Repeat the material below exactly, with no pictures.
____________________
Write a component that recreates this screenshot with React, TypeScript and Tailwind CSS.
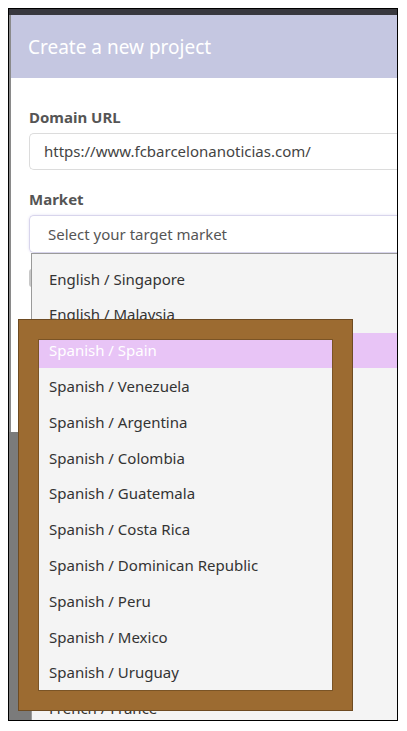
const markets = [
  "English / Singapore",
  "English / Malaysia",
  "Spanish / Spain",
  "Spanish / Venezuela",
  "Spanish / Argentina",
  "Spanish / Colombia",
  "Spanish / Guatemala",
  "Spanish / Costa Rica",
  "Spanish / Dominican Republic",
  "Spanish / Peru",
  "Spanish / Mexico",
  "Spanish / Uruguay",
  "French / France",
];

export default function App() {
  return (
    <div
      className="w-[407px] h-[731px] bg-white pt-[8px] pl-[8px]"
      style={{ fontFamily: "'Noto Sans', 'Open Sans', sans-serif" }}
    >
      {/* captured window */}
      <div className="relative w-[390px] h-[713px] border border-black bg-[#7b7b7b] overflow-hidden">
        <div className="h-[6px] bg-[#38383e]" />
        <div className="flex">
          <div className="w-[2px] bg-[#8a8a8a]" />
          {/* modal */}
          <div className="flex-1 bg-white h-[417px]">
            <div className="h-[63px] bg-[#c5c7e1] flex items-center pl-[17px] pt-[2px]">
              <h1 className="text-[19px] text-white font-normal">Create a new project</h1>
            </div>
            <div className="pl-[18px] pt-[29px]">
              <label className="block text-[15px] font-bold text-[#555] leading-[20px]">Domain URL</label>
              <div className="mt-[6px] h-[37px] border border-[#dcdcdc] border-r-0 rounded-l-[5px] flex items-center pl-[14px] text-[15px] text-[#444]">
                https://www.fcbarcelonanoticias.com/
              </div>
              <label className="block mt-[19px] text-[15px] font-bold text-[#555] leading-[20px]">Market</label>
              <div className="mt-[6px] h-[38px] border border-[#d8d5ec] border-r-0 rounded-l-[5px] flex items-center pl-[18px] text-[15px] text-[#555] shadow-[0_0_3px_#e2dff3]">
                Select your target market
              </div>
              <div className="mt-[16px] w-[4px] h-[18px] rounded-l-[3px] bg-[#c8c8c8]" />
            </div>
          </div>
        </div>

        {/* dropdown list */}
        <ul className="absolute left-[22px] top-[244px] right-0 bottom-0 bg-[#f4f4f4] border-t border-l border-[#9a9a9a] pt-[7px]">
          {markets.map((m) => (
            <li
              key={m}
              className={`h-[35.8px] flex items-center pl-[17px] text-[15px] ${
                m === "Spanish / Spain" ? "bg-[#e8c4f6] text-white" : "text-[#333]"
              }`}
            >
              {m}
            </li>
          ))}
        </ul>

        {/* annotation frame */}
        <div className="absolute left-[9px] top-[310px] w-[335px] h-[392px] border border-[#6e4b22]">
          <div className="w-full h-full border-[19px] border-[#9c6b31]">
            <div className="w-full h-full border border-[#7a5426]" />
          </div>
        </div>
      </div>
    </div>
  );
}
____________________
**Response to the exercise:**
Write a component that recreates this screenshot with React, TypeScript and Tailwind CSS.
const markets = [
  "English / Singapore",
  "English / Malaysia",
  "Spanish / Spain",
  "Spanish / Venezuela",
  "Spanish / Argentina",
  "Spanish / Colombia",
  "Spanish / Guatemala",
  "Spanish / Costa Rica",
  "Spanish / Dominican Republic",
  "Spanish / Peru",
  "Spanish / Mexico",
  "Spanish / Uruguay",
  "French / France",
];

export default function App() {
  return (
    <div
      className="w-[407px] h-[731px] bg-white pt-[8px] pl-[8px]"
      style={{ fontFamily: "'Noto Sans', 'Open Sans', sans-serif" }}
    >
      {/* captured window */}
      <div className="relative w-[390px] h-[713px] border border-black bg-[#7b7b7b] overflow-hidden">
        <div className="h-[6px] bg-[#38383e]" />
        <div className="flex">
          <div className="w-[2px] bg-[#8a8a8a]" />
          {/* modal */}
          <div className="flex-1 bg-white h-[417px]">
            <div className="h-[63px] bg-[#c5c7e1] flex items-center pl-[17px] pt-[2px]">
              <h1 className="text-[19px] text-white font-normal">Create a new project</h1>
            </div>
            <div className="pl-[18px] pt-[29px]">
              <label className="block text-[15px] font-bold text-[#555] leading-[20px]">Domain URL</label>
              <div className="mt-[6px] h-[37px] border border-[#dcdcdc] border-r-0 rounded-l-[5px] flex items-center pl-[14px] text-[15px] text-[#444]">
                https://www.fcbarcelonanoticias.com/
              </div>
              <label className="block mt-[19px] text-[15px] font-bold text-[#555] leading-[20px]">Market</label>
              <div className="mt-[6px] h-[38px] border border-[#d8d5ec] border-r-0 rounded-l-[5px] flex items-center pl-[18px] text-[15px] text-[#555] shadow-[0_0_3px_#e2dff3]">
                Select your target market
              </div>
              <div className="mt-[16px] w-[4px] h-[18px] rounded-l-[3px] bg-[#c8c8c8]" />
            </div>
          </div>
        </div>

        {/* dropdown list */}
        <ul className="absolute left-[22px] top-[244px] right-0 bottom-0 bg-[#f4f4f4] border-t border-l border-[#9a9a9a] pt-[7px]">
          {markets.map((m) => (
            <li
              key={m}
              className={`h-[35.8px] flex items-center pl-[17px] text-[15px] ${
                m === "Spanish / Spain" ? "bg-[#e8c4f6] text-white" : "text-[#333]"
              }`}
            >
              {m}
            </li>
          ))}
        </ul>

        {/* annotation frame */}
        <div className="absolute left-[9px] top-[310px] w-[335px] h-[392px] border border-[#6e4b22]">
          <div className="w-full h-full border-[19px] border-[#9c6b31]">
            <div className="w-full h-full border border-[#7a5426]" />
          </div>
        </div>
      </div>
    </div>
  );
}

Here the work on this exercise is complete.